M. Paquet: Je ne le sais pas. Là-dessus, je trouve que ce n'est pas une bonne idée de leur laisser la porte ouverte à cela. Je vous avoue honnêtement que ce serait peut-être préférable de prévoir un programme d'informatisation dans les musées pour qu'Us puissent assez facilement, avec un petit code et une petite touche, avoir la liste de ce qui est ou pour que les artistes puissent voir exactement où sont leurs oeuvres.

Je pense que c'est Important que les diffuseurs... D'ailleurs, ils vont s'y mettre, parce que c'est toujours plus Intéressant d'avoir des bilans et des inventaires à jour et ces moyens permettent de le faire rapidement.

M. Boulerice: Bon, c'est vous, M. Paquet, que le président va accuser de dépenser l'argent des autres, parce qu'il va falloir prévoir des crédits pour l'informatisation des musées.
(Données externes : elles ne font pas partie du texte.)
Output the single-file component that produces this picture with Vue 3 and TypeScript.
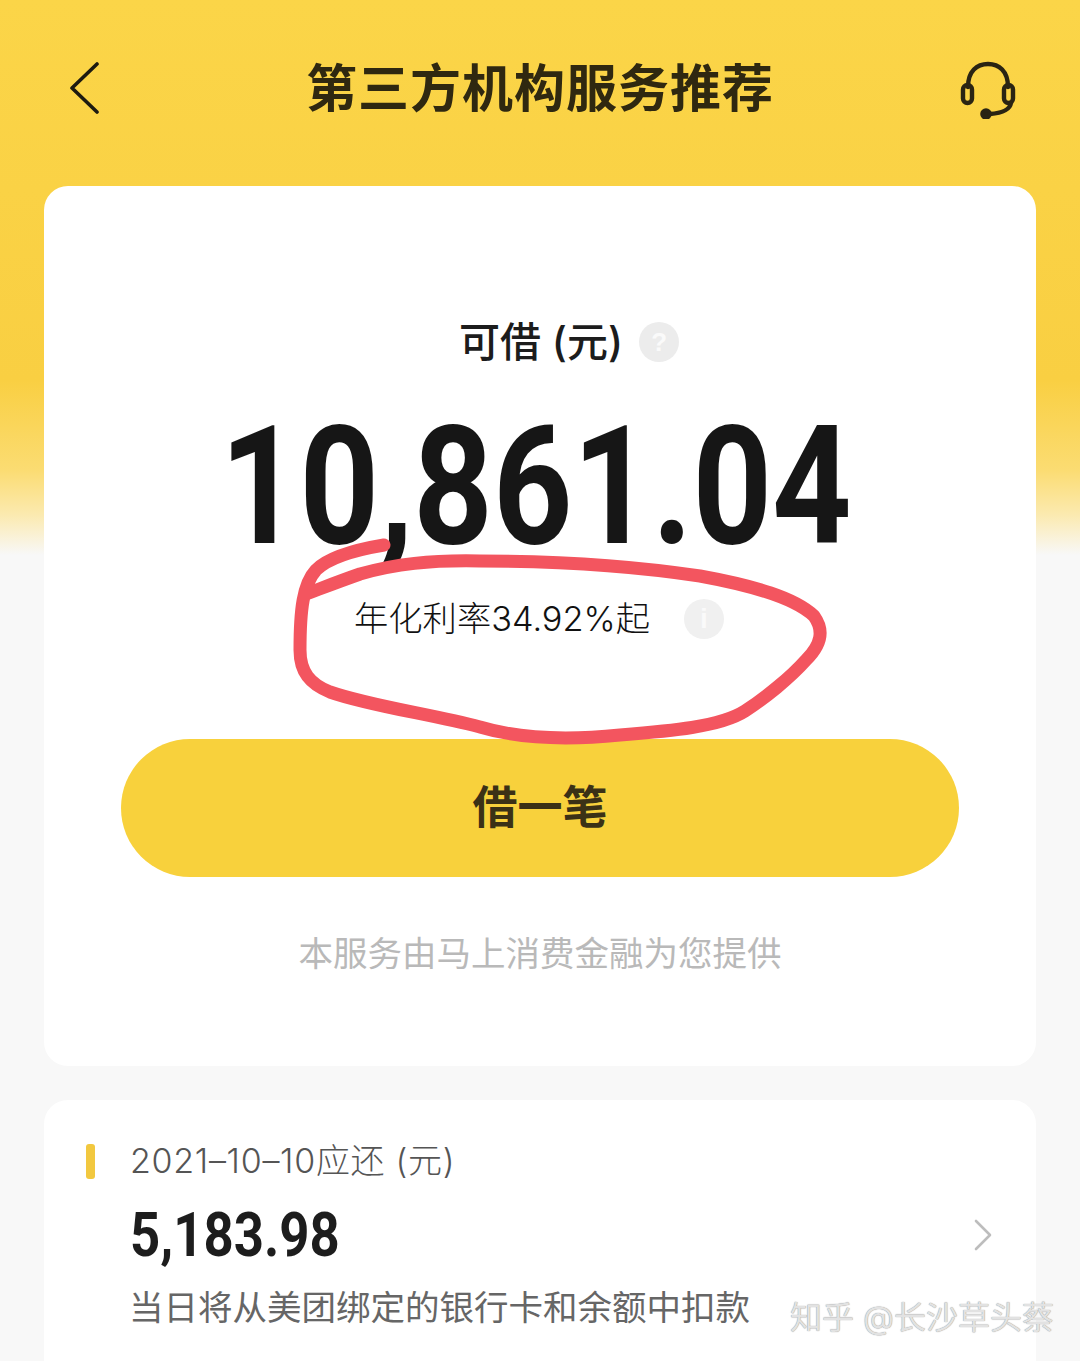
<script setup lang="ts">
interface Bill {
  date: string
  amount: string
  note: string
}

const title = '第三方机构服务推荐'
const limit = '10,861.04'
const rate = '年化利率34.92%起'

const bill: Bill = {
  date: '2021–10–10应还',
  amount: '5,183.98',
  note: '当日将从美团绑定的银行卡和余额中扣款'
}
</script>

<template>
  <div class="page">
    <header class="nav">
      <svg class="nav__back" width="32" height="52" viewBox="0 0 32 52" fill="none">
        <path d="M29 2 L4 26 L29 50" stroke="#1d1a10" stroke-width="3.6" stroke-linecap="round" stroke-linejoin="round" />
      </svg>
      <h1 class="nav__title">{{ title }}</h1>
      <svg class="nav__service" width="56" height="58" viewBox="0 0 56 58" fill="none" stroke="#2a2413" stroke-width="4.4" stroke-linecap="round">
        <path d="M8 26 C8 10 17 3 28 3 C39 3 48 10 48 26" />
        <rect x="3" y="24" width="9" height="18" rx="4.5" />
        <rect x="44" y="24" width="9" height="18" rx="4.5" />
        <path d="M51 42 C50 48 44 52 30 53" />
        <circle cx="26" cy="53" r="3.6" fill="#2a2413" />
      </svg>
    </header>

    <main class="cards">
      <section class="card card--loan">
        <div class="loan__label">
          <span>可借 (元)</span>
          <span class="hint hint--label">?</span>
        </div>
        <div class="loan__amount">{{ limit }}</div>
        <div class="loan__rate">
          <span>{{ rate }}</span>
          <span class="hint hint--rate">i</span>
        </div>
        <button class="loan__btn" type="button">借一笔</button>
        <p class="loan__notice">本服务由马上消费金融为您提供</p>
      </section>

      <section class="card card--bill">
        <div class="bill__date">
          <i class="bill__bar"></i>
          <span>{{ bill.date }} (元)</span>
        </div>
        <div class="bill__row">
          <div class="bill__amount">{{ bill.amount }}</div>
          <svg class="bill__arrow" width="18" height="32" viewBox="0 0 18 32" fill="none">
            <path d="M2 2 L16 16 L2 30" stroke="#bdbdbd" stroke-width="2.6" stroke-linecap="round" stroke-linejoin="round" />
          </svg>
        </div>
        <p class="bill__note">{{ bill.note }}</p>
      </section>
    </main>

    <!-- hand-drawn marker ring around the rate -->
    <svg class="marker" width="1080" height="1361" viewBox="0 0 1080 1361" fill="none">
      <path
        d="M384 545 C360 549 330 556 316 570 C303 584 300 610 300 650 C300 672 310 684 330 692 C370 706 430 714 480 727 C520 739 570 740 620 735 C670 731 720 727 745 711 C765 698 790 678 806 660 C822 644 824 630 814 616 C795 598 755 586 700 576 C640 567 560 561 480 561 C430 560 395 564 360 574 C340 581 322 588 306 594"
        stroke="#f3555f"
        stroke-width="13"
        stroke-linecap="round"
        stroke-linejoin="round"
      />
    </svg>

    <div class="watermark">知乎 @长沙草头蔡</div>
  </div>
</template>

<style>
html,
body {
  margin: 0;
  background: #f8f8f8;
}
</style>

<style scoped>
.page {
  position: relative;
  width: 1080px;
  height: 1361px;
  overflow: hidden;
  font-family: "Inter", "Noto Sans CJK SC", "Liberation Sans", sans-serif;
  background: linear-gradient(180deg, #fbd548 0, #f9cf42 380px, #fbdc72 470px, #fbeab0 515px, #f8f8f8 555px);
}

.nav {
  height: 186px;
  box-sizing: border-box;
  padding: 62px 64px 0 68px;
  display: flex;
  justify-content: space-between;
  align-items: flex-start;
}

.nav__back {
  display: block;
}

.nav__title {
  margin: -7px 0 0 20px;
  font-size: 51px;
  line-height: 68px;
  font-weight: 700;
  letter-spacing: 1px;
  color: #2f2810;
}

.nav__service {
  display: block;
  margin-top: -1px;
}

.cards {
  padding: 0 44px;
  display: flex;
  flex-direction: column;
  gap: 34px;
}

.card {
  background: #fff;
  border-radius: 24px;
}

.card--loan {
  height: 880px;
  box-sizing: border-box;
  padding-top: 131px;
  display: flex;
  flex-direction: column;
  align-items: center;
}

.loan__label {
  display: flex;
  align-items: center;
  gap: 16px;
  margin-left: 58px;
  font-size: 41px;
  line-height: 50px;
  font-weight: 500;
  color: #1c1c1c;
}

.hint {
  display: inline-flex;
  align-items: center;
  justify-content: center;
  width: 40px;
  height: 40px;
  border-radius: 50%;
  background: #ececec;
  font-family: "Liberation Sans", sans-serif;
  font-weight: 700;
  color: #fafafa;
}

.hint--label {
  font-size: 26px;
}

.hint--rate {
  font-size: 28px;
  background: #f0f0f0;
}

/* no narrow bold face around, so the digits get squeezed horizontally */
.loan__amount {
  margin: 35px 0 0 -8px;
  font-family: "Roboto", sans-serif;
  font-size: 166px;
  line-height: 170px;
  font-weight: 700;
  color: #161616;
  transform: scaleX(0.836);
}

.loan__rate {
  align-self: flex-start;
  margin: 22px 0 0 310px;
  display: flex;
  align-items: center;
  gap: 34px;
  font-size: 34.3px;
  line-height: 50px;
  font-weight: 300;
  color: #111;
}

.loan__btn {
  margin-top: 95px;
  width: 838px;
  height: 138px;
  padding: 0 0 8px;
  border: none;
  border-radius: 69px;
  background: #f8d13c;
  font-family: inherit;
  font-size: 45px;
  font-weight: 700;
  color: #3b3116;
}

.loan__notice {
  margin: 53px 0 0;
  font-size: 34.5px;
  line-height: 48px;
  color: #b9b9b9;
}

.card--bill {
  height: 300px;
  box-sizing: border-box;
  padding: 36px 42px 0;
}

.bill__date {
  display: flex;
  align-items: center;
  gap: 35px;
  font-size: 34px;
  line-height: 50px;
  font-weight: 300;
  letter-spacing: 0.7px;
  color: #555;
}

.bill__bar {
  width: 9px;
  height: 35px;
  border-radius: 3px;
  background: #f2c83f;
}

.bill__row {
  display: flex;
  justify-content: space-between;
  align-items: center;
  padding: 0 2px 0 44px;
  height: 70px;
  margin-top: 14px;
}

.bill__amount {
  font-family: "Roboto", sans-serif;
  font-size: 62px;
  line-height: 70px;
  font-weight: 700;
  color: #1d1d1d;
  transform: scaleX(0.85);
  transform-origin: left center;
}

.bill__note {
  margin: 14px 0 0 43px;
  font-size: 34.5px;
  line-height: 48px;
  color: #666;
  white-space: nowrap;
}

.marker {
  position: absolute;
  left: 0;
  top: 0;
  pointer-events: none;
}

.watermark {
  position: absolute;
  left: 790px;
  top: 1297px;
  font-size: 32px;
  line-height: 42px;
  white-space: nowrap;
  color: #e2e2e2;
  text-shadow: 0 0 1px #777;
}
</style>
Écoutez, je pense que vous nous avez quand même livré des commentaires extrêmement pertinents et qui ajoutent à la commission. Quant à moi, j'en prends bonne note et les agissements de l'Opposition seront toujours en fonction de ce que vous nous avez dit. Je vous remercie de votre mémoire.

M. Paquet: Merci.

Le Président (M. Trudel): Merci. M. le député de Saint-Jacques. Mme la ministre.

Mme Bacon: Je voudrais remercier, si vous me le permettez, la Conférence des conseils régionaux de la culture d'avoir apporté une dimension pour ce qui est des régions. On a souvent l'impression que les groupes de Québec et Montréal viennent ici très nombreux, mais cette dimension régionale est très importante au ministère et nous apprécions beaucoup cette dimension que vous avez apportée avec vous. Merci.

M. Paquet: Merci.

Le Président (M. Trudel): M. le président, il me reste à vous remercier à mon tour, au nom de la commission, et à vous faire remarquer que, bien que vous ne veniez pas du comté de Saint-Jacques, M. le député de Saint Jacques a été affable...

M. Boulerice: Partiellement.

Le Président (M. Trudel):... et aimable avec vous. Chaque fois qu'on reçoit des gens des régions, comme Mme la ministre l'a dit, nous en profitons. Alors, merci infiniment et bon retour chez vous.

La commission ajourne ses travaux sine die.